3. Coordination Overhead Is a Real Risk

Without explicit limits, agents default to excessive messaging over productive work. One agent made 58 tool calls in a single session, nearly all coordination messages. Imposing "max 2 messages per round" dramatically improved output quality.

4. 355B Shows Genuine Self-Correction

When faced with failed searches, the frontier model pivoted strategy in real-time: "Search isn't returning results. I'll build with placeholder content." The 72B model would have fabricated plausible-looking data. This is a qualitative reasoning difference.

5. Autonomous Self-Organization Works

Agents successfully chose a product direction, assigned complementary roles, and delivered integrated components — all without human intervention. The ReAct framework + tool calling + shared message board is sufficient infrastructure for emergent coordination.

6. FP8 Quantization Is Production-Ready

Running 355B parameters at FP8 precision showed no observable quality degradation. Coherent chain-of-thought reasoning, proper tool calling, and contextually appropriate responses — at half the memory footprint of full precision.

Evolution Across Sessions
Metric Session 2 Session 3 Session 4
Model Scale 72B Dense 72B Dense 355B MoE (FP8)
Successful Web Searches ~0 6+ Working
Data Fabrication Severe Eliminated None observed
Self-Correction None Partial Active
Time to Convergence Never (13 rounds) Round 1 Immediate
Functional Deliverables 1 (basic CRUD) 4 (API + frontend + calc + research) In progress (session ended early)
Coordination Waste 58 tool calls (mostly messages) ~2 msgs/round 1 call. Decision, not management.
Raw Agent Output — Session 4, Round 1

Athena (Chief Architect)

"Good, message sent. Now I need to BUILD. Let me start by creating the core engine. I'll: 1. First, write the core synthesis engine code. 2. Test it with code_execute. 3. Save it as a working file. 4. Build the API wrapper."

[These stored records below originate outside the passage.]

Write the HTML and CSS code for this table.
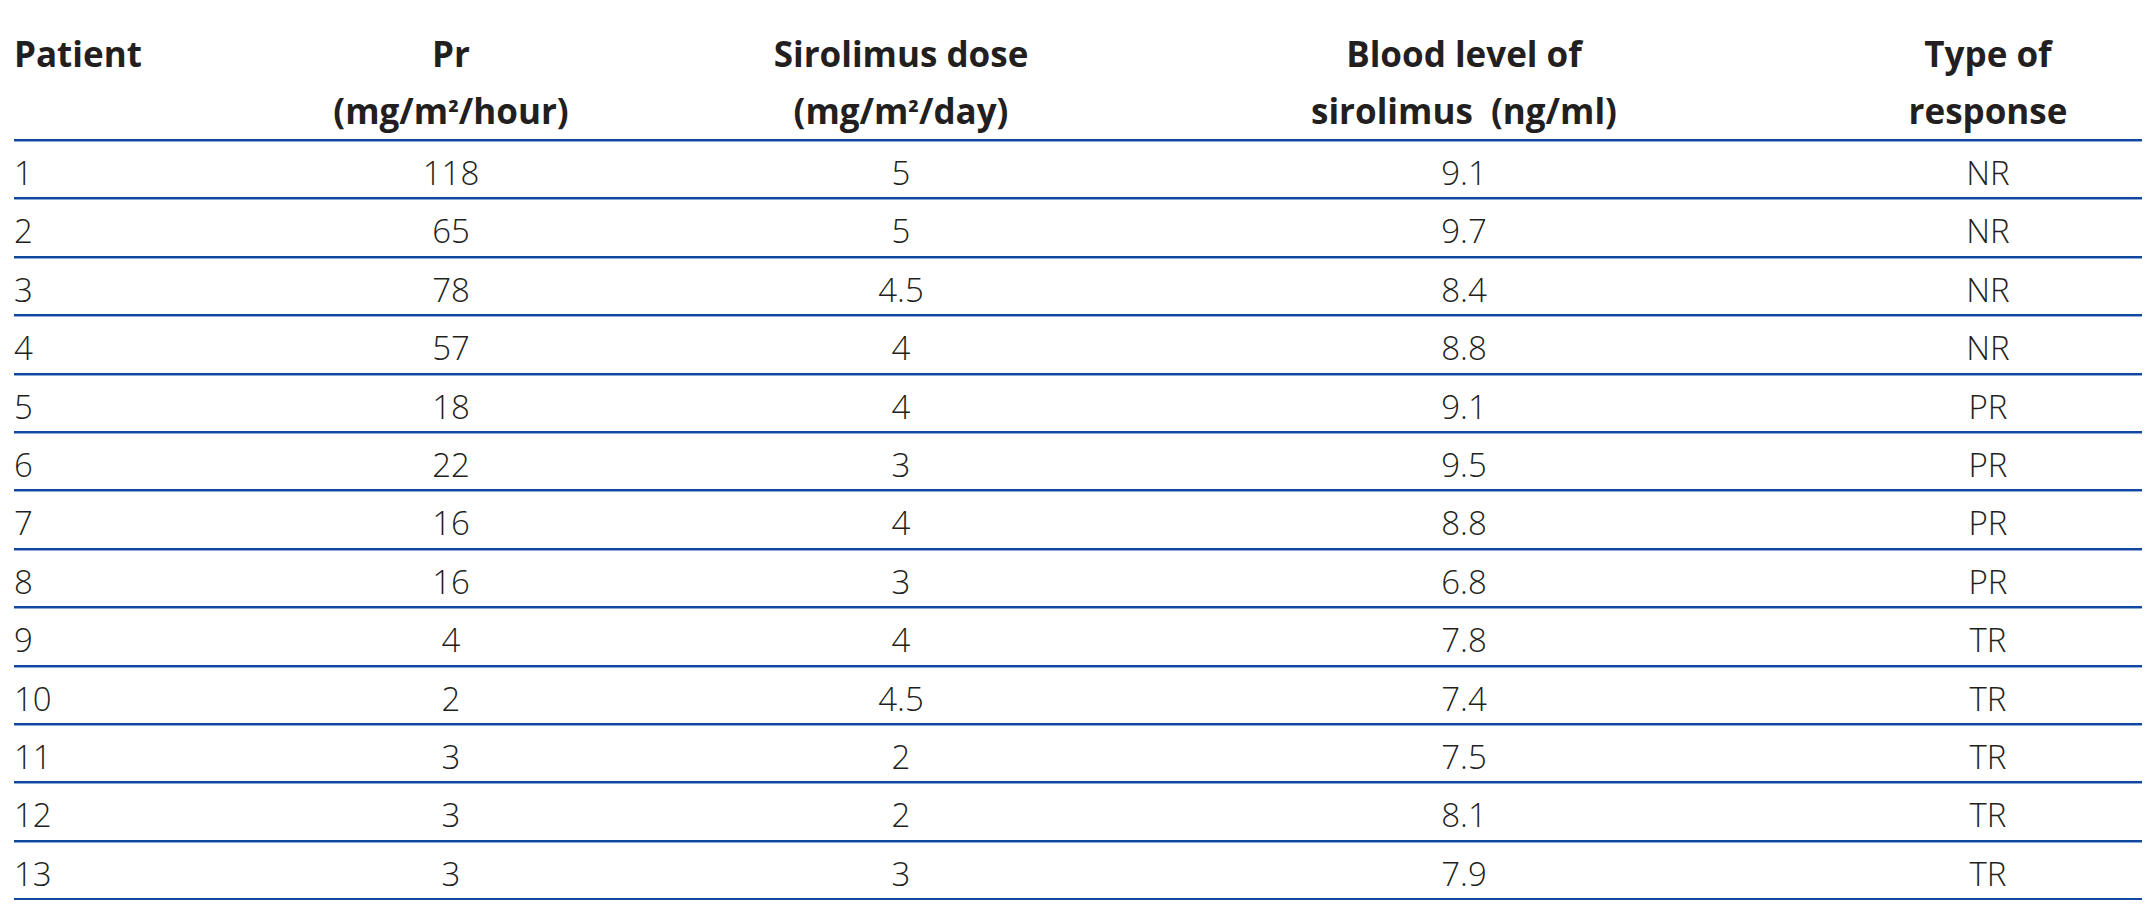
FILE: index.html
```html
<!DOCTYPE html>
<html lang="en">
<head>
<meta charset="utf-8">
<title>Sirolimus response table</title>
<link rel="stylesheet" href="styles.css">
</head>
<body>
<div class="table">
  <div class="row head">
    <div class="cell first">Patient</div>
    <div class="cell">Pr<br>(mg/m<span class="sq">²</span>/hour)</div>
    <div class="cell">Sirolimus dose<br>(mg/m<span class="sq">²</span>/day)</div>
    <div class="cell">Blood level of<br>sirolimus&nbsp; (ng/ml)</div>
    <div class="cell last">Type of<br>response</div>
  </div>
  <div class="row"><div class="cell first">1</div><div class="cell">118</div><div class="cell">5</div><div class="cell">9.1</div><div class="cell last">NR</div></div>
  <div class="row"><div class="cell first">2</div><div class="cell">65</div><div class="cell">5</div><div class="cell">9.7</div><div class="cell last">NR</div></div>
  <div class="row"><div class="cell first">3</div><div class="cell">78</div><div class="cell">4.5</div><div class="cell">8.4</div><div class="cell last">NR</div></div>
  <div class="row"><div class="cell first">4</div><div class="cell">57</div><div class="cell">4</div><div class="cell">8.8</div><div class="cell last">NR</div></div>
  <div class="row"><div class="cell first">5</div><div class="cell">18</div><div class="cell">4</div><div class="cell">9.1</div><div class="cell last">PR</div></div>
  <div class="row"><div class="cell first">6</div><div class="cell">22</div><div class="cell">3</div><div class="cell">9.5</div><div class="cell last">PR</div></div>
  <div class="row"><div class="cell first">7</div><div class="cell">16</div><div class="cell">4</div><div class="cell">8.8</div><div class="cell last">PR</div></div>
  <div class="row"><div class="cell first">8</div><div class="cell">16</div><div class="cell">3</div><div class="cell">6.8</div><div class="cell last">PR</div></div>
  <div class="row"><div class="cell first">9</div><div class="cell">4</div><div class="cell">4</div><div class="cell">7.8</div><div class="cell last">TR</div></div>
  <div class="row"><div class="cell first">10</div><div class="cell">2</div><div class="cell">4.5</div><div class="cell">7.4</div><div class="cell last">TR</div></div>
  <div class="row"><div class="cell first">11</div><div class="cell">3</div><div class="cell">2</div><div class="cell">7.5</div><div class="cell last">TR</div></div>
  <div class="row"><div class="cell first">12</div><div class="cell">3</div><div class="cell">2</div><div class="cell">8.1</div><div class="cell last">TR</div></div>
  <div class="row"><div class="cell first">13</div><div class="cell">3</div><div class="cell">3</div><div class="cell">7.9</div><div class="cell last">TR</div></div>
</div>
</body>
</html>
```

FILE: styles.css
```css
html, body {
  margin: 0;
  padding: 0;
  background: #ffffff;
}

body {
  color: #231f20;
  font-family: "Open Sans", "Liberation Sans", sans-serif;
}

.table {
  margin-left: 14px;
  width: 2128px;
}

.row {
  display: grid;
  grid-template-columns: 216px 442px 458px 668px 344px;
  box-sizing: border-box;
  height: 58.4px;
  padding-top: 12px;
  border-bottom: 2px solid #0f47a1;
  box-shadow: 0 1px 0 #8ca9d9;
  font-size: 33px;
  font-weight: 300;
  line-height: 40px;
}

.row.head {
  height: 141px;
  padding-top: 25px;
  font-size: 35px;
  font-weight: 700;
  line-height: 57px;
}

.cell {
  text-align: center;
  white-space: nowrap;
}

.cell.first {
  text-align: left;
  padding-left: 0;
}

.cell.last {
  padding-left: 36px;
}

.sq {
  font-size: 0.8em;
}
```
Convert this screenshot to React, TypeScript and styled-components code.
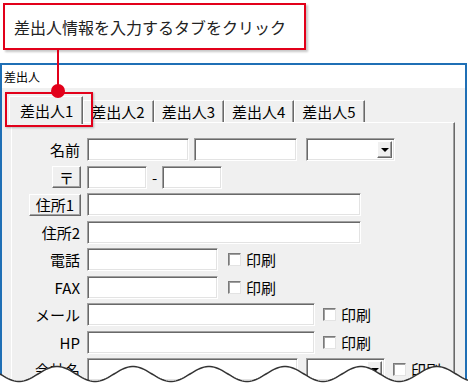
import React from 'react';
import styled, { createGlobalStyle } from 'styled-components';

const RED = '#e2001a';

const GlobalStyle = createGlobalStyle`
  html, body {
    margin: 0;
    padding: 0;
    background: #fff;
  }
  body {
    font-family: "Noto Sans CJK JP", "Noto Sans", sans-serif;
    color: #000;
  }
`;

const Page = styled.div`
  position: relative;
  width: 468px;
  height: 384px;
  overflow: hidden;
  box-sizing: border-box;
  padding-top: 3px;
  background: #fff;
`;

const Callout = styled.div`
  margin-left: 3px;
  width: 303px;
  height: 47px;
  box-sizing: border-box;
  border: 2px solid ${RED};
  box-shadow: 2px 2px 2px rgba(0, 0, 0, 0.22);
  display: flex;
  align-items: center;
  padding-left: 9px;
  font-size: 16px;
  line-height: 1;
  color: #222;
  background: #fff;
`;

const Window = styled.div`
  margin-top: 13px;
  width: 467px;
  height: 330px;
  box-sizing: border-box;
  border: solid #1f6fb5;
  border-width: 2px 2px 0 2px;
  background: #f0f0f0;
`;

const TitleBar = styled.div`
  height: 23px;
  padding-left: 2px;
  background: #fff;
  font-size: 12px;
  line-height: 23px;
`;

const Body = styled.div`
  padding: 8px 0 0 7px;
`;

const TabStrip = styled.div`
  display: flex;
  align-items: flex-end;
  height: 26px;
  position: relative;
  z-index: 1;
`;

const Tab = styled.div<{ $active?: boolean }>`
  box-sizing: border-box;
  height: ${(p) => (p.$active ? 28 : 22)}px;
  margin-bottom: ${(p) => (p.$active ? -2 : 0)}px;
  padding: ${(p) => (p.$active ? '0 9px 0 10px' : '0 8px 0 7px')};
  display: flex;
  align-items: center;
  font-size: 15px;
  line-height: 1;
  background: #f0f0f0;
  border-top: 1px solid #fff;
  border-left: 1px solid #fff;
  border-right: 1px solid #696969;
  box-shadow: inset -1px 0 0 #a0a0a0;
`;

const Panel = styled.div`
  margin-left: 2px;
  width: 444px;
  height: 260px;
  box-sizing: border-box;
  border: 1px solid;
  border-color: #fff #696969 #696969 #fff;
  box-shadow: inset -1px 0 0 #a0a0a0;
  padding-top: 15px;
`;

const Form = styled.div`
  display: grid;
  grid-template-columns: 69px 1fr;
  grid-auto-rows: 23px;
  column-gap: 6px;
  row-gap: 4.5px;
`;

const Label = styled.div`
  justify-self: end;
  align-self: center;
  padding-right: 1px;
  font-size: 15px;
  line-height: 23px;
  white-space: nowrap;
`;

const RaisedButton = styled.div`
  justify-self: end;
  align-self: center;
  height: 22px;
  box-sizing: border-box;
  padding: 0 6px;
  display: flex;
  align-items: center;
  font-size: 15px;
  line-height: 1;
  background: #f0f0f0;
  border: 1px solid;
  border-color: #fff #696969 #696969 #fff;
  box-shadow: inset -1px -1px 0 #a0a0a0;
`;

const Fields = styled.div`
  display: flex;
  align-items: center;
`;

const TextBox = styled.div<{ $w: number; $ml?: number }>`
  width: ${(p) => p.$w}px;
  height: 23px;
  margin-left: ${(p) => p.$ml ?? 0}px;
  box-sizing: border-box;
  background: #fff;
  border: 1px solid;
  border-color: #a0a0a0 #fff #fff #a0a0a0;
  box-shadow: inset 1px 1px 0 #696969, inset -1px -1px 0 #e3e3e3;
`;

const Combo = styled(TextBox)`
  display: flex;
  justify-content: flex-end;
  align-items: stretch;
  padding: 2px;
`;

const DropButton = styled.div`
  width: 15px;
  box-sizing: border-box;
  display: flex;
  align-items: center;
  justify-content: center;
  background: #f0f0f0;
  border: 1px solid;
  border-color: #fff #696969 #696969 #fff;
  box-shadow: inset -1px -1px 0 #a0a0a0;

  &::after {
    content: '';
    border-left: 4px solid transparent;
    border-right: 4px solid transparent;
    border-top: 4px solid #000;
  }
`;

const Dash = styled.span`
  width: 15px;
  text-align: center;
  font-size: 15px;
  line-height: 1;
`;

const CheckBox = styled.span<{ $ml: number }>`
  width: 13px;
  height: 13px;
  margin-left: ${(p) => p.$ml}px;
  box-sizing: border-box;
  background: #fff;
  border: 1px solid;
  border-color: #7a7a7a #e3e3e3 #e3e3e3 #7a7a7a;
  box-shadow: inset 1px 1px 0 #a0a0a0;
`;

const PrintLabel = styled.span`
  margin-left: 5px;
  font-size: 15px;
  line-height: 1;
  white-space: nowrap;
`;

const Highlight = styled.div`
  position: absolute;
  left: 5px;
  top: 92px;
  width: 88px;
  height: 35px;
  box-sizing: border-box;
  border: 2px solid ${RED};
  box-shadow: 1px 1px 2px rgba(0, 0, 0, 0.25);
  z-index: 2;
`;

const Connector = styled.div`
  position: absolute;
  left: 57px;
  top: 50px;
  width: 2px;
  height: 40px;
  background: ${RED};
  z-index: 3;
`;

const Dot = styled.div`
  position: absolute;
  left: 51px;
  top: 84px;
  width: 14px;
  height: 14px;
  border-radius: 50%;
  background: ${RED};
  z-index: 3;
`;

const WaveSvg = styled.svg`
  position: absolute;
  left: 0;
  bottom: 0;
  z-index: 4;
`;

// sine edge that cuts off the dialog at the bottom
const wavePoints: string[] = [];
for (let x = 0; x <= 468; x += 2) {
  const y = 14 - 7.5 * Math.cos((2 * Math.PI * (x - 57)) / 76);
  wavePoints.push(`${x},${y.toFixed(2)}`);
}
const waveLine = 'M' + wavePoints.join(' L');
const waveFill = `${waveLine} L468,24 L0,24 Z`;

const Print = ({ ml }: { ml: number }) => (
  <>
    <CheckBox $ml={ml} />
    <PrintLabel>印刷</PrintLabel>
  </>
);

const DropDown = ({ w, ml }: { w: number; ml?: number }) => (
  <Combo $w={w} $ml={ml}>
    <DropButton />
  </Combo>
);

const App = () => {
  return (
    <>
      <GlobalStyle />
      <Page>
        <Callout>差出人情報を入力するタブをクリック</Callout>
        <Window>
          <TitleBar>差出人</TitleBar>
          <Body>
            <TabStrip>
              <Tab $active>差出人1</Tab>
              <Tab>差出人2</Tab>
              <Tab>差出人3</Tab>
              <Tab>差出人4</Tab>
              <Tab>差出人5</Tab>
            </TabStrip>
            <Panel>
              <Form>
                <Label>名前</Label>
                <Fields>
                  <TextBox $w={102} />
                  <TextBox $w={103} $ml={5} />
                  <DropDown w={89} ml={9} />
                </Fields>

                <RaisedButton>〒</RaisedButton>
                <Fields>
                  <TextBox $w={60} />
                  <Dash>-</Dash>
                  <TextBox $w={60} />
                </Fields>

                <RaisedButton>住所1</RaisedButton>
                <Fields>
                  <TextBox $w={274} />
                </Fields>

                <Label>住所2</Label>
                <Fields>
                  <TextBox $w={274} />
                </Fields>

                <Label>電話</Label>
                <Fields>
                  <TextBox $w={131} />
                  <Print ml={10} />
                </Fields>

                <Label>FAX</Label>
                <Fields>
                  <TextBox $w={131} />
                  <Print ml={10} />
                </Fields>

                <Label>メール</Label>
                <Fields>
                  <TextBox $w={228} />
                  <Print ml={8} />
                </Fields>

                <Label>HP</Label>
                <Fields>
                  <TextBox $w={228} />
                  <Print ml={8} />
                </Fields>

                <Label>会社名</Label>
                <Fields>
                  <TextBox $w={211} />
                  <DropDown w={79} ml={8} />
                  <Print ml={8} />
                </Fields>
              </Form>
            </Panel>
          </Body>
        </Window>
        <Highlight />
        <Connector />
        <Dot />
        <WaveSvg width="468" height="24" viewBox="0 0 468 24">
          <path d={waveFill} fill="#fff" />
          <path d={waveLine} fill="none" stroke="#333" strokeWidth="1.5" />
        </WaveSvg>
      </Page>
    </>
  );
};

export default App;
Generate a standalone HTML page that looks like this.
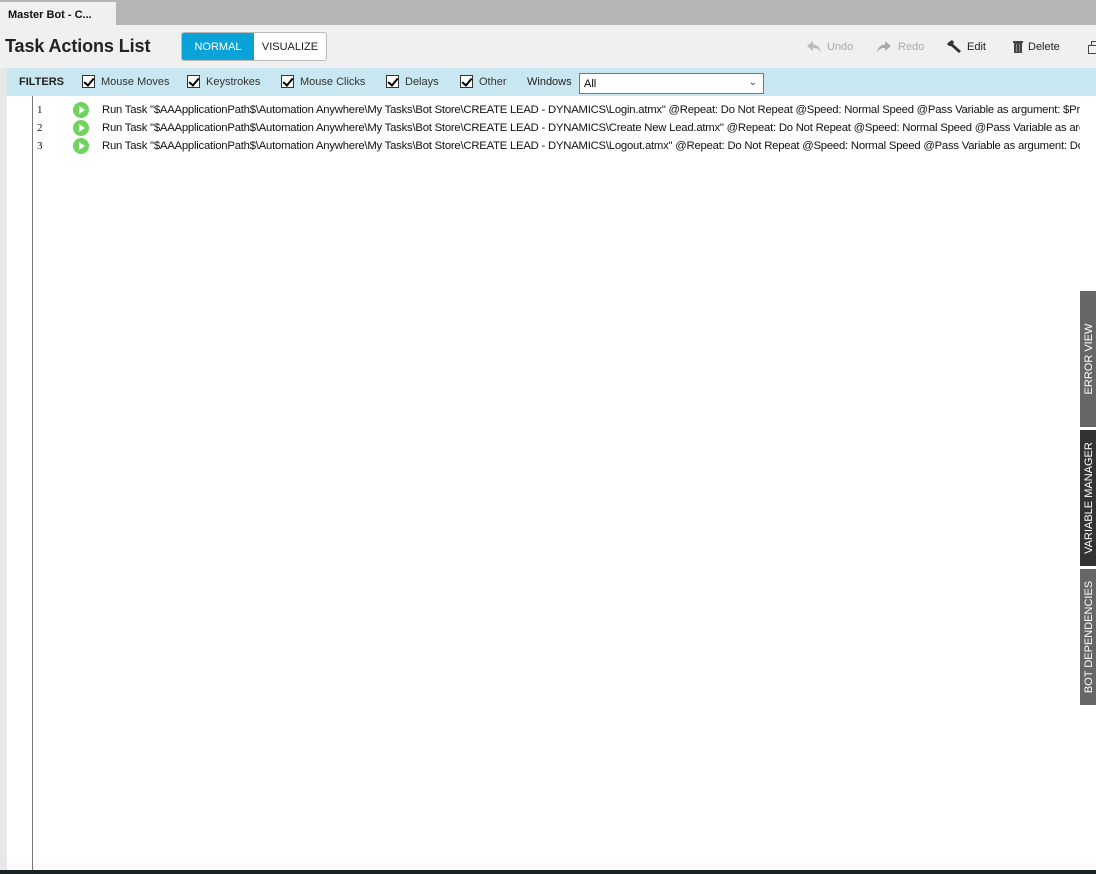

One tool call. Zero planning documents. Immediate build plan.

Nova (Creative Director)

"Search isn't returning results. That's okay — I'll build the landing page with placeholder content that can be updated with real data. The important thing is to create a VISUALLY IMPRESSIVE, working page."

Self-corrected in real time. In Session 2, this agent would have fabricated benchmark data to fill the page.

Cipher (Technical Lead)

"Good, message sent. Now I need to build the actual code. Let me create a sophisticated multi-stage text analysis pipeline. I'll: 1. Create a Flask API with multiple endpoints. 2. Chain multiple NLP operations. 3. Test it end-to-end. 4. Save the working code."

Code-first. Test-first. No phantom deliverables.

Methodology Note

This study was conducted as independent research. All sessions used open-source, openly-licensed models served via open-source inference infrastructure. Agent prompts, tool implementations, and orchestration code were written from scratch. No proprietary APIs were used for agent inference.

The experiment prioritized ecological validity: agents were given real tools with real side effects (actual web searches, actual file creation, actual code execution) rather than simulated environments. All failures and successes reported are from genuine autonomous runs.